> PROVIDED DATA:
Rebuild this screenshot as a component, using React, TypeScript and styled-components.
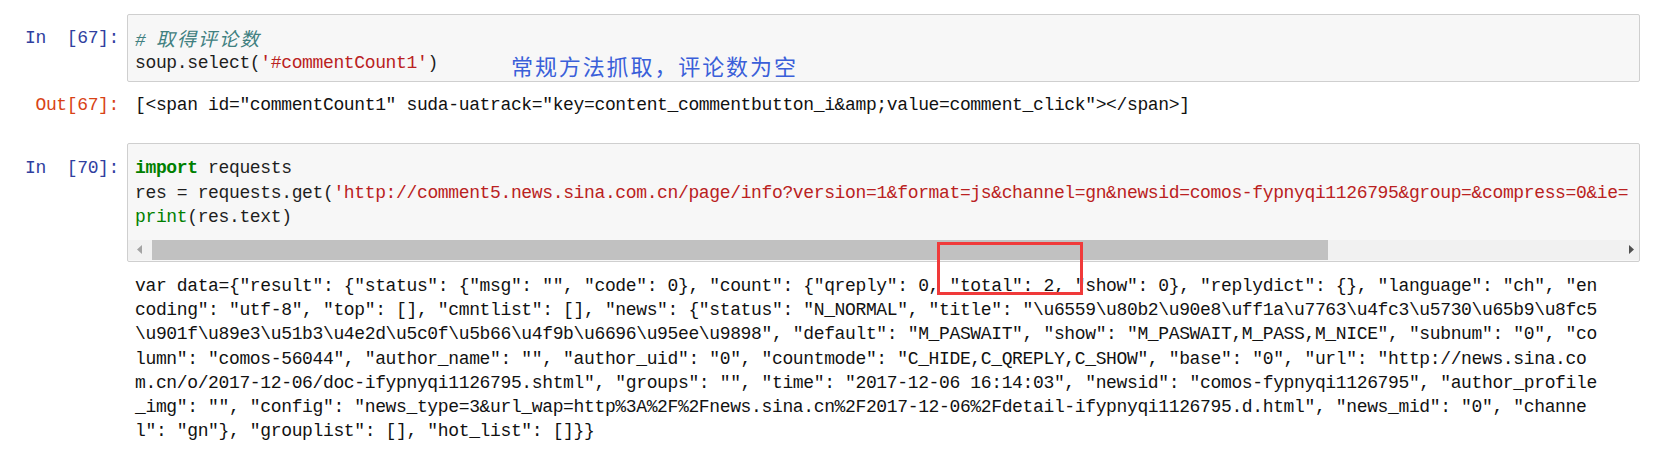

...

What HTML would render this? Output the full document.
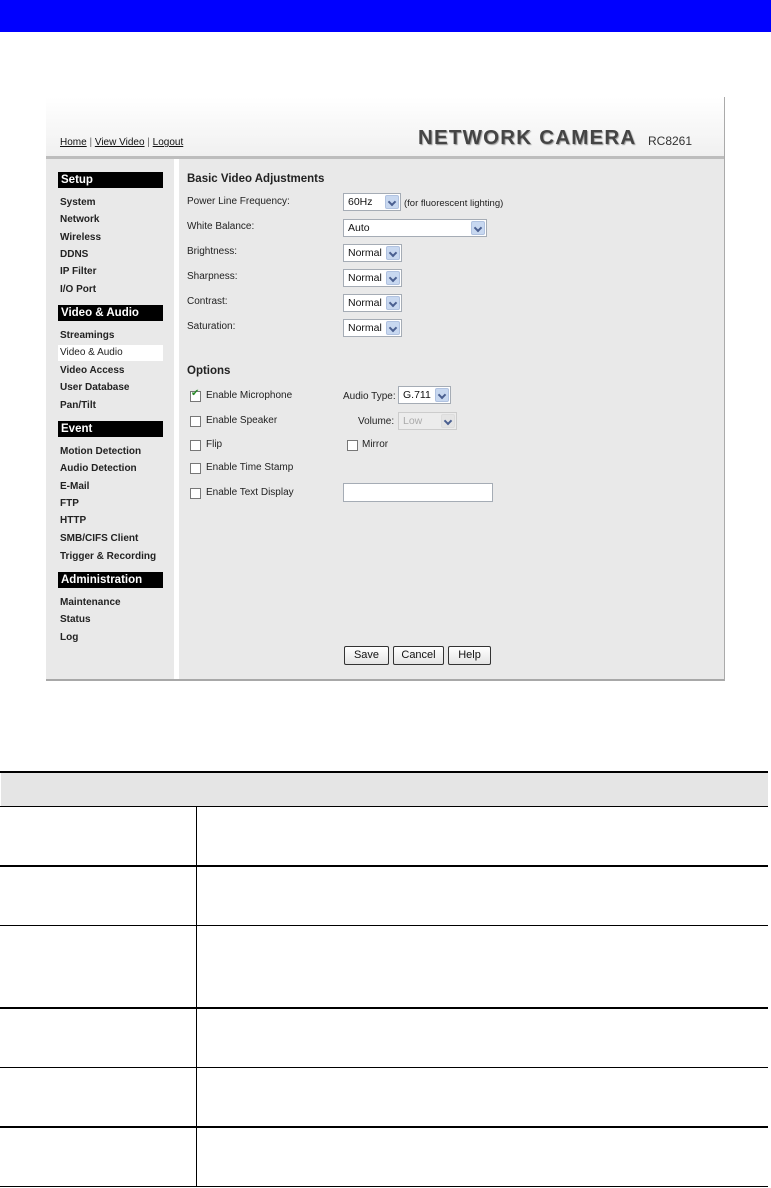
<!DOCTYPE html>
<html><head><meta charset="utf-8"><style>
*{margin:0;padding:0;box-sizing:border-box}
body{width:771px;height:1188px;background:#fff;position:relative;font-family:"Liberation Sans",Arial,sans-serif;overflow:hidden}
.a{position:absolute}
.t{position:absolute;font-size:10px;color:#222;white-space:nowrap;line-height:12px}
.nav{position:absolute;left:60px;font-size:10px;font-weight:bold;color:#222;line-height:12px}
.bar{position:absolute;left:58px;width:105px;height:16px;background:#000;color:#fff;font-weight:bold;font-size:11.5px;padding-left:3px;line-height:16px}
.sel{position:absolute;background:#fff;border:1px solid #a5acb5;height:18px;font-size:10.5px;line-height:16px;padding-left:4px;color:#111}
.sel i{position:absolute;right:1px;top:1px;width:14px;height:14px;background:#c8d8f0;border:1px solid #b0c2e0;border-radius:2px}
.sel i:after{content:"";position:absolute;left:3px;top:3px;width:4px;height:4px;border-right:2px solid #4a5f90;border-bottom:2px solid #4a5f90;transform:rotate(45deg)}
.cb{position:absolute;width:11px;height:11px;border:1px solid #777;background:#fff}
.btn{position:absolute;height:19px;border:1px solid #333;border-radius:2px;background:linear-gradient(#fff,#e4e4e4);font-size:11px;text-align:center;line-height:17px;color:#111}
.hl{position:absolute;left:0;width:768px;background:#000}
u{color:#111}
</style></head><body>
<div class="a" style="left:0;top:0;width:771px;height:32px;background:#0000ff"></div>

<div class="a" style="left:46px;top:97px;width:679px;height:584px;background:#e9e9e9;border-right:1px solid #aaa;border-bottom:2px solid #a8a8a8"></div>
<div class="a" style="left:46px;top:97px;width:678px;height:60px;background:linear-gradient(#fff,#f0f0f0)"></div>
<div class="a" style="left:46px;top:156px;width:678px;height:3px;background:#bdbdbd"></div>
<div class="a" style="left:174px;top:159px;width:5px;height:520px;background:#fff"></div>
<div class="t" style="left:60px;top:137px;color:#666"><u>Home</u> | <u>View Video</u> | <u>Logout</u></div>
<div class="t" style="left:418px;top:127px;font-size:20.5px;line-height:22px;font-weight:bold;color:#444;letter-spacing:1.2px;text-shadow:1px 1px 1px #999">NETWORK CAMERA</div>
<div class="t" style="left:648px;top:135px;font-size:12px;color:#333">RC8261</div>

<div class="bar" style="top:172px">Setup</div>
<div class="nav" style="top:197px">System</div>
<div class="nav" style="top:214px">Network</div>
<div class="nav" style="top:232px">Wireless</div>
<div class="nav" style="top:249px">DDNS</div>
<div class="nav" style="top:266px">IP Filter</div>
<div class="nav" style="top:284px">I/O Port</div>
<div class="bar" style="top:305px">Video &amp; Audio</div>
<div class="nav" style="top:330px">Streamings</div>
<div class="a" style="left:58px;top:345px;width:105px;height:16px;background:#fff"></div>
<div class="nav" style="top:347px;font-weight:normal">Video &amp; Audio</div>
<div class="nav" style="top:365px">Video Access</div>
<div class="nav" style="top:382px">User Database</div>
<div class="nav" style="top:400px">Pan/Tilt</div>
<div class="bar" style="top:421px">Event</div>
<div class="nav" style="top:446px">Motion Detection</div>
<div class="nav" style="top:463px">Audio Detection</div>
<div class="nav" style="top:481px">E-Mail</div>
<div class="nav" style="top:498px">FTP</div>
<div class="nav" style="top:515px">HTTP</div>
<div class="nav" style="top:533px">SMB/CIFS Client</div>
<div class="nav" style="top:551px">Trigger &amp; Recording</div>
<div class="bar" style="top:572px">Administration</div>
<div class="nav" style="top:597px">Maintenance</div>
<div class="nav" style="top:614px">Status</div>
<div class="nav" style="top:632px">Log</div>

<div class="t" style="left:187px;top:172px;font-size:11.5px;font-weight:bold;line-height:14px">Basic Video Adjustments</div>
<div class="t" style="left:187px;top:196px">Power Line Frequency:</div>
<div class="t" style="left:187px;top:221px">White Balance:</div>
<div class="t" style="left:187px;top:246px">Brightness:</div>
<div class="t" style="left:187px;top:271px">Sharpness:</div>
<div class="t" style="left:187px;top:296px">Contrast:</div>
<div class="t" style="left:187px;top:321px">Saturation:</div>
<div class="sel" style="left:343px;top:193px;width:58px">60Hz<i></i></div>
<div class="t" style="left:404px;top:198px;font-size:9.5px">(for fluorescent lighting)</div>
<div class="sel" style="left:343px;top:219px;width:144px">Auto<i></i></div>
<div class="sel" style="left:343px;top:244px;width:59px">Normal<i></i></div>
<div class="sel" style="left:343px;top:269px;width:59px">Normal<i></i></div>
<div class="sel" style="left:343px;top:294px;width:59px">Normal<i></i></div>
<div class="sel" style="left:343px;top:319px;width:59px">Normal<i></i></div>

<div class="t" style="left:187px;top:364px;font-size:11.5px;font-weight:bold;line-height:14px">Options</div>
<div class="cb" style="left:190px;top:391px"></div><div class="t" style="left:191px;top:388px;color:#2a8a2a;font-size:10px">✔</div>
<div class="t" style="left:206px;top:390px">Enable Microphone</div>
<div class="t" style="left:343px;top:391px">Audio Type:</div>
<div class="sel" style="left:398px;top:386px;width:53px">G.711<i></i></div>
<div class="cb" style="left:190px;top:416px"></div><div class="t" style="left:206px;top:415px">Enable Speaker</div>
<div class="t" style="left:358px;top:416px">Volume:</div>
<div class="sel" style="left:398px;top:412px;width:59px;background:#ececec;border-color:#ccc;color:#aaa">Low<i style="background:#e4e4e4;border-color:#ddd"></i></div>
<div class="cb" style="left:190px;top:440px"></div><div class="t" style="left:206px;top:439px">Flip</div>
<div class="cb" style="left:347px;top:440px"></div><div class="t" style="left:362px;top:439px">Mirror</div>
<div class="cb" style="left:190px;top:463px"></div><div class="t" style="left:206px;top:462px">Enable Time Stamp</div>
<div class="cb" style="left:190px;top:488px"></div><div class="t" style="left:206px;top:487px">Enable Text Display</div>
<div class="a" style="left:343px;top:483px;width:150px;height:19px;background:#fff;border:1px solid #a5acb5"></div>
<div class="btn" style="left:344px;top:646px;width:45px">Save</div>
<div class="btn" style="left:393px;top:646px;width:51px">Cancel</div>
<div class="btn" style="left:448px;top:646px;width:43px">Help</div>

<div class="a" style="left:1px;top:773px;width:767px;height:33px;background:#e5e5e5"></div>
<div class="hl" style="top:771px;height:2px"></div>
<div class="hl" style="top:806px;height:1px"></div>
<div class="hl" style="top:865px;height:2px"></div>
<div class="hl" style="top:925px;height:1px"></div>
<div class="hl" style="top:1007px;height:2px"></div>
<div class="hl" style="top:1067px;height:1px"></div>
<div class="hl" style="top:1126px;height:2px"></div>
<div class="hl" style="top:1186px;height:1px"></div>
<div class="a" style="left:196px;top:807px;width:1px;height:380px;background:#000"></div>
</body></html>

...

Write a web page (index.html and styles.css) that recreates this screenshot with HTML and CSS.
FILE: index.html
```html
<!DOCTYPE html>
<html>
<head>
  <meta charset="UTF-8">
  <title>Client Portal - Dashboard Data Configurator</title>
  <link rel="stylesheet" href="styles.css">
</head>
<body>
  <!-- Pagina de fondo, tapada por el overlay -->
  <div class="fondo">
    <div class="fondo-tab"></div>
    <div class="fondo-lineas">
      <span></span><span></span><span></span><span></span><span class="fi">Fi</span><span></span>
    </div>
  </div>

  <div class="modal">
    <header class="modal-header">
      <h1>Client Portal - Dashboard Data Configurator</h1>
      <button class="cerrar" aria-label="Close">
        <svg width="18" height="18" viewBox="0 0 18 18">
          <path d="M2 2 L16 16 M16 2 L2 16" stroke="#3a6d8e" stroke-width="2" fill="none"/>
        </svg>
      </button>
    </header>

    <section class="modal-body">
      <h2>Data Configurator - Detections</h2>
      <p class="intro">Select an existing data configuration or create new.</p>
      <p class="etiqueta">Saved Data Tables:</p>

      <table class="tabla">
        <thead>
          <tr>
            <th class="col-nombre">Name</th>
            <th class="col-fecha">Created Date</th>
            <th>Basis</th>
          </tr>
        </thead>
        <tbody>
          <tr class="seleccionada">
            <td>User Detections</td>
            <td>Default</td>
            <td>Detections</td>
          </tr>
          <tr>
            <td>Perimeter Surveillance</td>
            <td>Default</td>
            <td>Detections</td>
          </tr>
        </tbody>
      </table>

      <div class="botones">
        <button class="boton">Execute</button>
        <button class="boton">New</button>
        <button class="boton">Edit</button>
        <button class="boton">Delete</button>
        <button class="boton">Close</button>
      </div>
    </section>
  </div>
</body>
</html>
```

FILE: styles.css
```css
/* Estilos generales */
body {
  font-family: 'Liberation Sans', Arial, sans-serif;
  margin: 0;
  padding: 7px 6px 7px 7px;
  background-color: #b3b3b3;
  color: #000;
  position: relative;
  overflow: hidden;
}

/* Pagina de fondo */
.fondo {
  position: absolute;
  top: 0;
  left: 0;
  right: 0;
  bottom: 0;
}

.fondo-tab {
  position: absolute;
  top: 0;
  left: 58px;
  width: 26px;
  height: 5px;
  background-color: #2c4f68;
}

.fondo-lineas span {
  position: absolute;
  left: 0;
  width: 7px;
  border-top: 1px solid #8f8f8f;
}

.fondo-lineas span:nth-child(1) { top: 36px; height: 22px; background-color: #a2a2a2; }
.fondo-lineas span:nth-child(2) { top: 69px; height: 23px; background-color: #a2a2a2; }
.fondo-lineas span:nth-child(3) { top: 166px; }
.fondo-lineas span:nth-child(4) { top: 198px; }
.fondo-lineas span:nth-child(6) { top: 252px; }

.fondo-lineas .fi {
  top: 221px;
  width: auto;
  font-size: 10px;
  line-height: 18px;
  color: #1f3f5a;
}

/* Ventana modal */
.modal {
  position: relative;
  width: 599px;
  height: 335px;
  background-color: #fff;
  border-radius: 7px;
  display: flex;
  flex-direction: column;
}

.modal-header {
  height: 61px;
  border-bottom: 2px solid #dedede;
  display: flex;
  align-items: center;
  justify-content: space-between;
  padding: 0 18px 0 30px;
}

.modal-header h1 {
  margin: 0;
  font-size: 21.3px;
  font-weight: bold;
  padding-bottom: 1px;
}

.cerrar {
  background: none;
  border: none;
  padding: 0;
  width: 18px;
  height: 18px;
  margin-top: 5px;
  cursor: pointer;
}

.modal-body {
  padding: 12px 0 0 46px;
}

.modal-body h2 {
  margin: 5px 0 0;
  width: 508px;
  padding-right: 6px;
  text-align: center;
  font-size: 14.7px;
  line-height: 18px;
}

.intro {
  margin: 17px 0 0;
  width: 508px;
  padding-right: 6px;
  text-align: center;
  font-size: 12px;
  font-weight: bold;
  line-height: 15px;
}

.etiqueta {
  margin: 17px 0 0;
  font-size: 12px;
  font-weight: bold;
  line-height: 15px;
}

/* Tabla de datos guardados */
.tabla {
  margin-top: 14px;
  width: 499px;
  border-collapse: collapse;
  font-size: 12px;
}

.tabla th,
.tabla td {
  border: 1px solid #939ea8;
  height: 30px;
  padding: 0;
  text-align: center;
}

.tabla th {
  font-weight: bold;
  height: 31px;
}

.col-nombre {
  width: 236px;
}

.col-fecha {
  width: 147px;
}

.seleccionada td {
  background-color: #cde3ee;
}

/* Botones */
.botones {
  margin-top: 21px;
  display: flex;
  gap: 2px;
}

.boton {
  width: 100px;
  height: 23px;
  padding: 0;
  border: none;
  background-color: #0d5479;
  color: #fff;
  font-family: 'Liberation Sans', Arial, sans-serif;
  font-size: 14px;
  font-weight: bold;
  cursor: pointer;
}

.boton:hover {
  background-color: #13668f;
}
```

> SHORT EXERCISE: Find every line in the entries that includes the word "screenshot", then state how many there are and nothing else.

> ANSWER: 2